What creates the relationship of exchange, then, is not a physical relationship between goods, but a historically specific social one, not least the way in which the production of use values is organised – for the market and generally for profit, in the case of commodities produced in capitalist societies. Mainstream economics has begun to take more notice of this recently by accepting that institutions, trust, culture, and so on, influence exchanges, not least because markets are, invariably, ‘imperfect’ in some sense. But this is to get the argument the wrong way round. Before examining institutions as the response to market imperfections, the market itself has to be explained as an ‘institution’, or otherwise. At a deeper level, markets are not simply neutral structures of exchange, but are specific in each case, since they fundamentally reflect the social relations that underpin them; as can be observed, for example, in the differences between the markets for foreign currency, oil, computers and foodstuffs.
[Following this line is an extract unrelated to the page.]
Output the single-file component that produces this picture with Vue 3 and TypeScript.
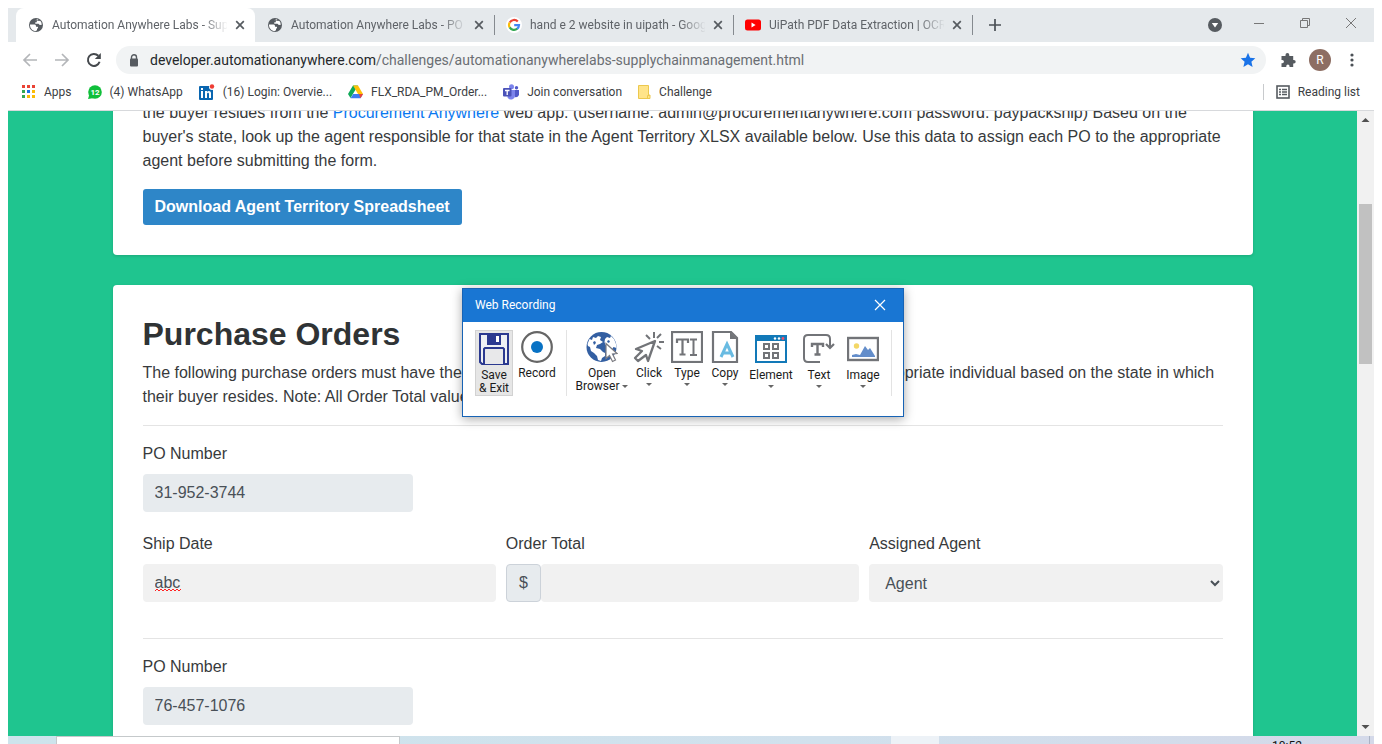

This leads Marx to suggest that underlying the equivalence between commodities as use values is a social relationship between the producers of those commodities. This is because, for Marx, it is axiomatic that throughout history people have lived by their labour: if everyone stopped working, no society would survive beyond a few days. Further, in all but the simplest societies, some have always lived without working, that is, they have lived by the labour of others. However, the appropriation of one person’s labour (or its products) by another takes different forms and is justified in different ways. Under feudalism, the products are often distributed by direct appropriation justified by feudal or even divine right. Under capitalism, the products of labour generally take the form of commodities, and they are generally distributed by market exchanges. How this market freedom brings about an appropriation of the labour of one class by another will be discussed in Chapter 3. For the moment, we are only interested in the nature of the exchange relationship. In other words, in a commodity-producing society, what is special about production and labour?
To answer this question, Marx defines commodities as use values produced by labour for exchange. This means that not everything which is exchanged, even through the market, is a commodity. Perhaps this is readily acceptable in the case of bribery, casually marketed second-hand goods or even works of art, although each of these can command a price (i.e. take the form of commodity) in its own way. But, in part to anticipate, for Marx these are incidental phenomena, playing no fundamental roles in economic and social reproduction, and they are causally and analytically to be abstracted from when addressing commodity production in general and under capitalism in particular.
It follows that a fundamental property which all commodities share in common is that they are the products of labour. This property draws upon the fundamental insight that societies cannot live (and profits cannot arise) through exchange alone but, instead, that systematic exchange must be grounded within a specific mode of production in order to sustain itself (and society). By the same token, in commodity society concrete labours (producing specific use values) are not performed casually, but as part of an intricate social division of labour which connects them with one another through the market, that is, through the exchange of their products for money.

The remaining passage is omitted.